Excerpted data.
>>>
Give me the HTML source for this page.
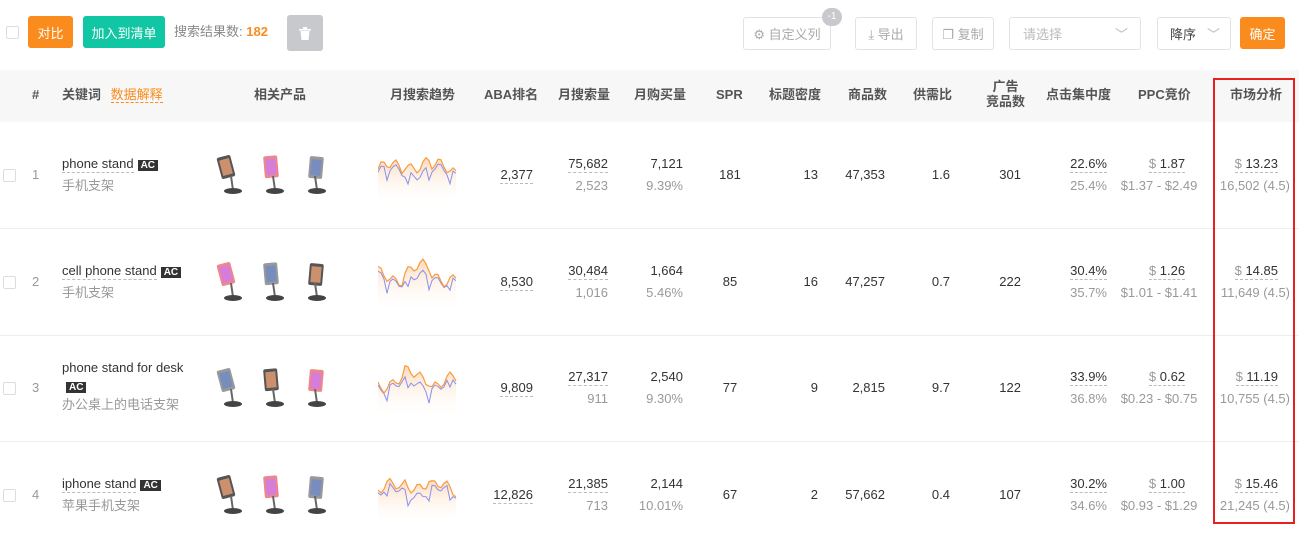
<<<
>>>
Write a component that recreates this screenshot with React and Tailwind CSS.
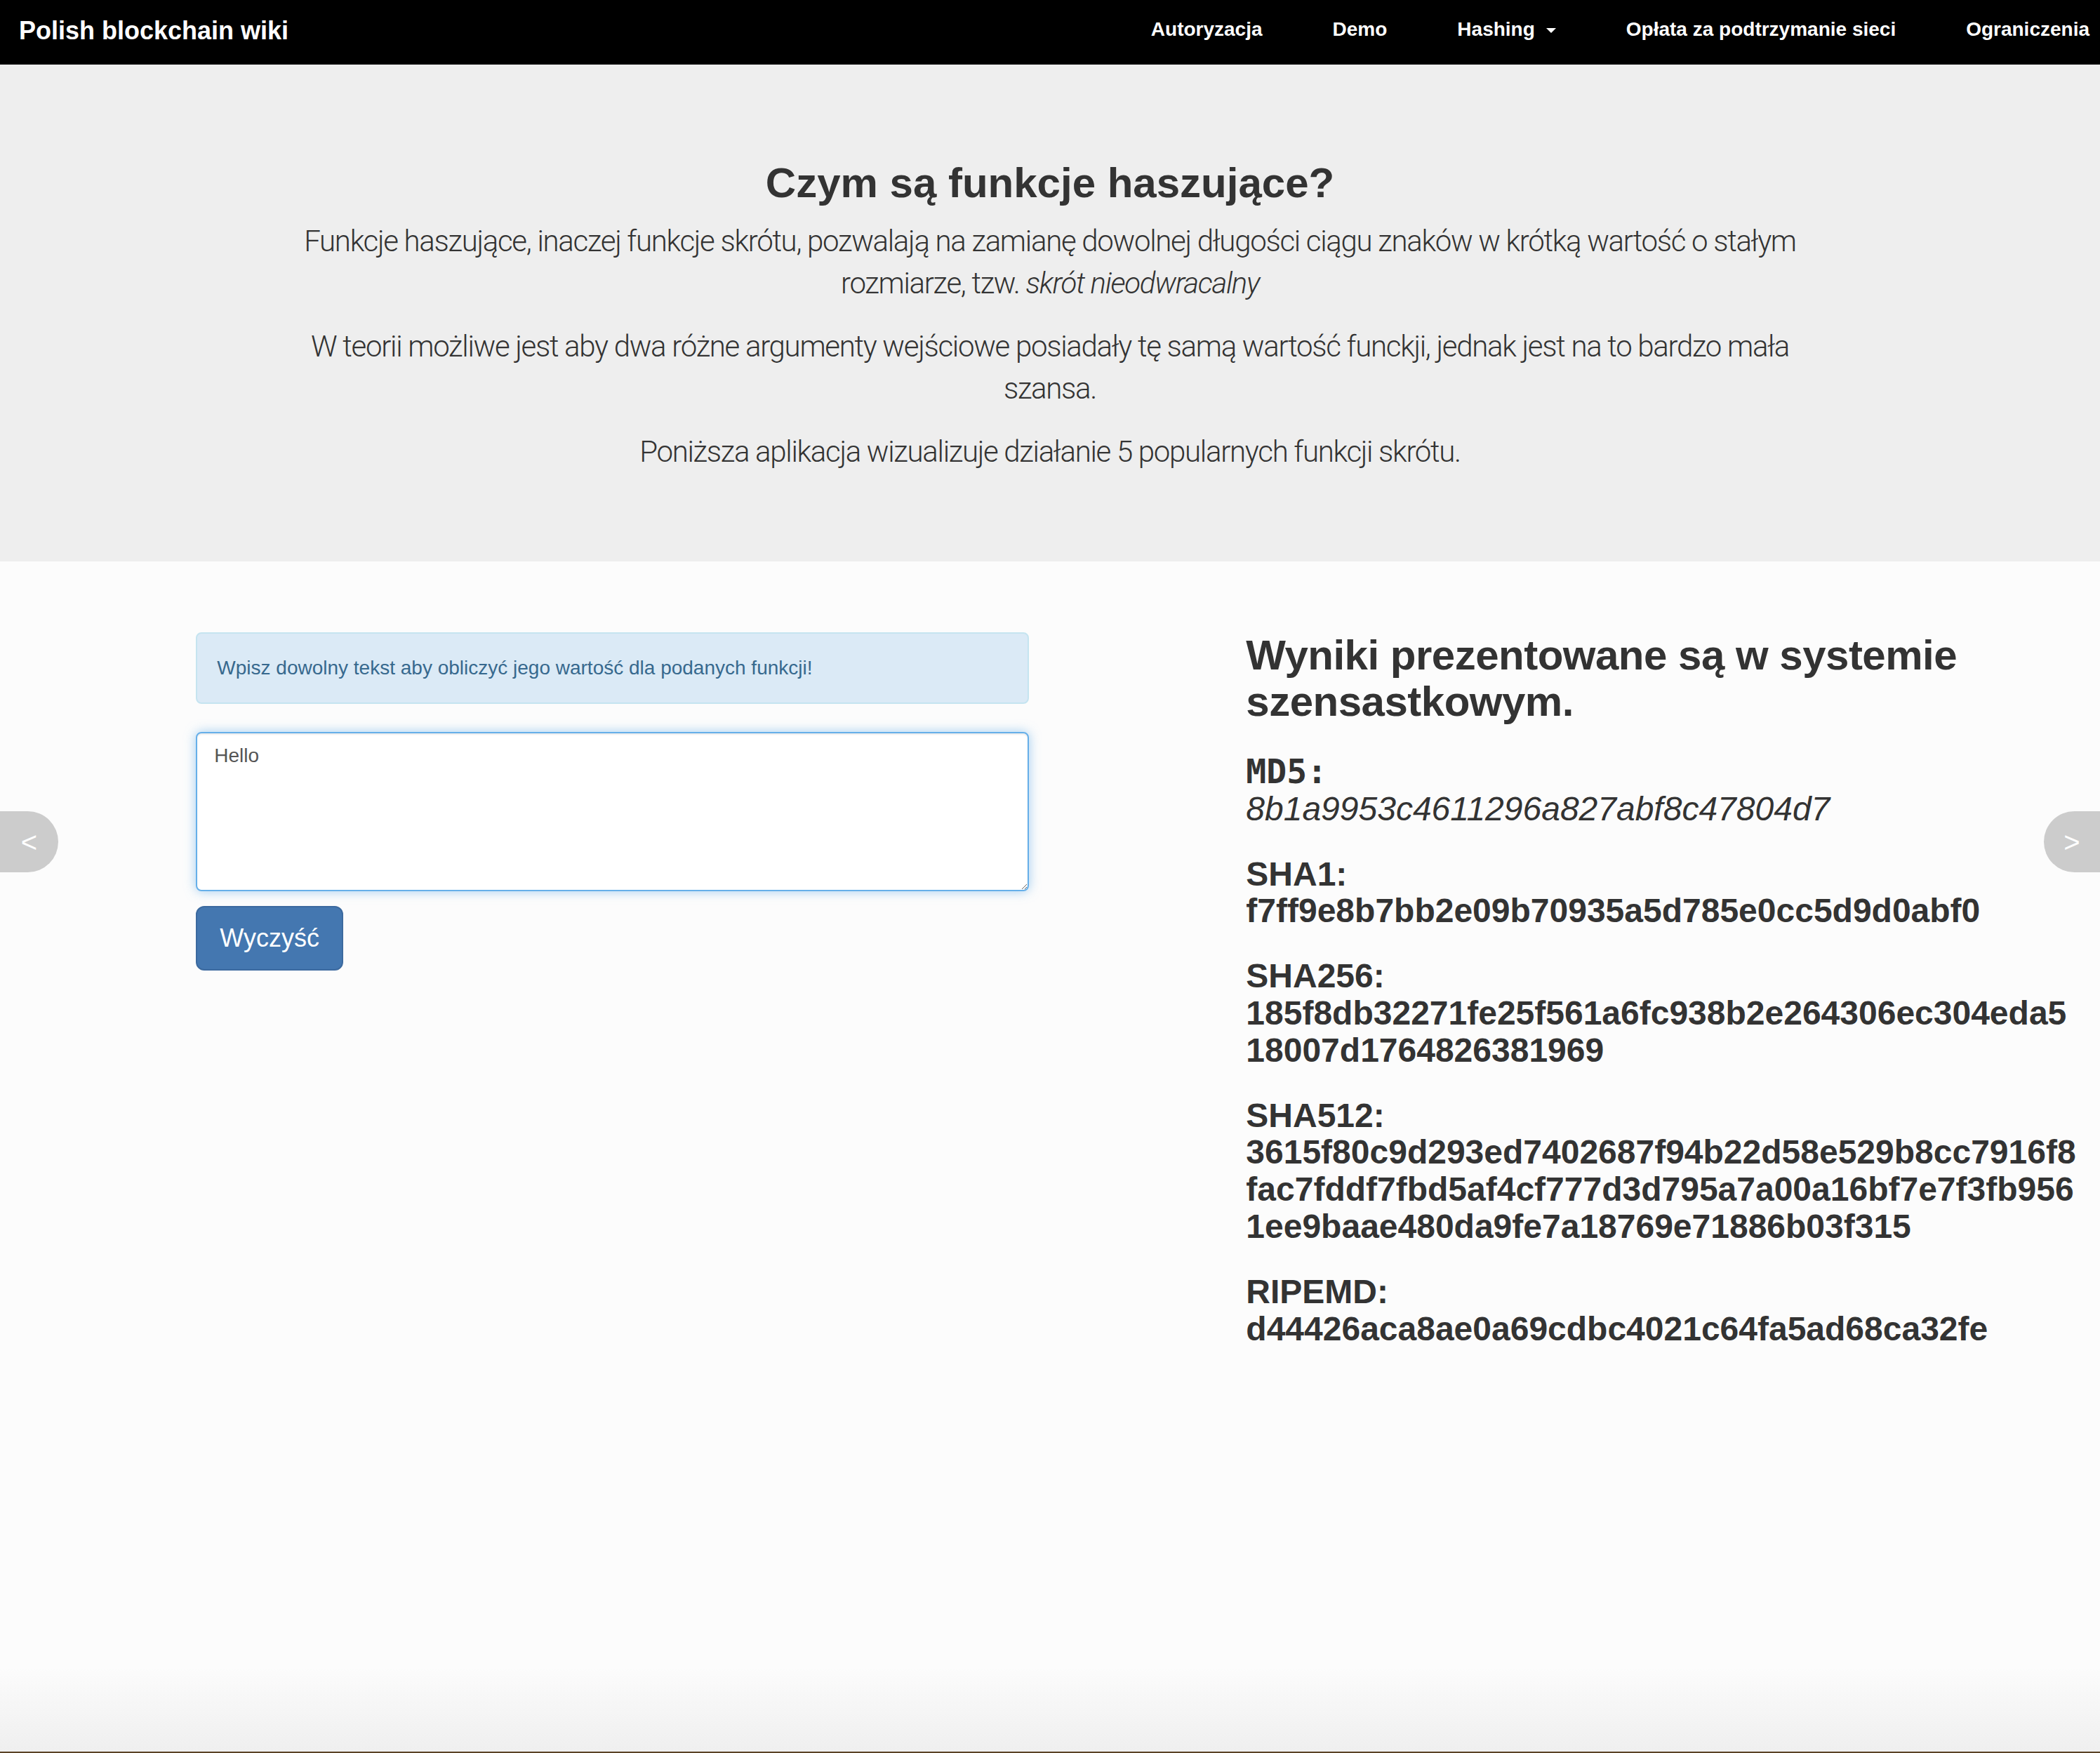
<<<
>>>
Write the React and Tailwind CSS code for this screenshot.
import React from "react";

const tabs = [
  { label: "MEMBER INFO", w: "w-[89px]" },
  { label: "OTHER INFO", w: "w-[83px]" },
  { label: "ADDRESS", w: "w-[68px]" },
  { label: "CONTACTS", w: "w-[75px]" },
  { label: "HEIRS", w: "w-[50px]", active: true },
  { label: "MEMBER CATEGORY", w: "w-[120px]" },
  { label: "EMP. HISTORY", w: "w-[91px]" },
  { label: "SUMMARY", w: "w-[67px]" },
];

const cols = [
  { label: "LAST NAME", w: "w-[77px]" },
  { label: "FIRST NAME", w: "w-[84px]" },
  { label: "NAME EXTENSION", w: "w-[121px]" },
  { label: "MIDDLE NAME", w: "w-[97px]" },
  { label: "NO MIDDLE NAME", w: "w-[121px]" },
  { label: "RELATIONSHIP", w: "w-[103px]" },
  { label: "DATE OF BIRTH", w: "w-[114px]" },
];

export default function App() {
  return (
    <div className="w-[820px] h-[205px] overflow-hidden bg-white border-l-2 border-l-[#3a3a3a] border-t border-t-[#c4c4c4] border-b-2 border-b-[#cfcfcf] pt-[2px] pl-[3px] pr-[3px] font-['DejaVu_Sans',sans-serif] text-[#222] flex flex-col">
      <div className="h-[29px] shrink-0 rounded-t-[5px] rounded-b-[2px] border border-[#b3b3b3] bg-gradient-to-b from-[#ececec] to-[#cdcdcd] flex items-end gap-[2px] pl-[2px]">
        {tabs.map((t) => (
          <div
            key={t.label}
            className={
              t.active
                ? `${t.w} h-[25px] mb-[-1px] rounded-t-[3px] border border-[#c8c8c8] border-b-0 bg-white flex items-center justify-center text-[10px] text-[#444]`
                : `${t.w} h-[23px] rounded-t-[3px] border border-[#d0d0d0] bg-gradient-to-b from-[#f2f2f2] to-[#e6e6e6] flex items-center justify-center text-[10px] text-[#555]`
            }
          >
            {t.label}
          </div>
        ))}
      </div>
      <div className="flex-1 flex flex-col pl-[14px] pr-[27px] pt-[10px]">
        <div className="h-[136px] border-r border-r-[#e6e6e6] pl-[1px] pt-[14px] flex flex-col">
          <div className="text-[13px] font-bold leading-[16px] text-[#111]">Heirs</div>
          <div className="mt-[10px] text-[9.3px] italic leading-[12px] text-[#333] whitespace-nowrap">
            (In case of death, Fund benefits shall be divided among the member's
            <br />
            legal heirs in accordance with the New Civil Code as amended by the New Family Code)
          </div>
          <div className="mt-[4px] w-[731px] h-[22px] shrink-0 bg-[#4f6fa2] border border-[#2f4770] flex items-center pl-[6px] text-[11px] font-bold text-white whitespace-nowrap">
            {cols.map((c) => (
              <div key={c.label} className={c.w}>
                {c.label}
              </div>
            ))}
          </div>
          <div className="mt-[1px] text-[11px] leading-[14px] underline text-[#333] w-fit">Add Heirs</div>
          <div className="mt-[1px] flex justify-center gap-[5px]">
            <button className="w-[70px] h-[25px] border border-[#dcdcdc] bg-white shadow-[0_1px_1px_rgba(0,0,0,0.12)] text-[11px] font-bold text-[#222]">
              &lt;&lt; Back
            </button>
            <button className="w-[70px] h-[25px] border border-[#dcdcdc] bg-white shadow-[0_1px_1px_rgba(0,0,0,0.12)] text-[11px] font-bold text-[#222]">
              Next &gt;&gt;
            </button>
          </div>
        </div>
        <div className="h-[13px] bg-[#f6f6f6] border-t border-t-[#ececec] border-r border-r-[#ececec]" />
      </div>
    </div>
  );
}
<<<
Task to complete. Give back, exactly as written, each line from the one that contains "Write the React" through the one that contains "import React from".

The output.
Write the React and Tailwind CSS code for this screenshot.
import React from "react";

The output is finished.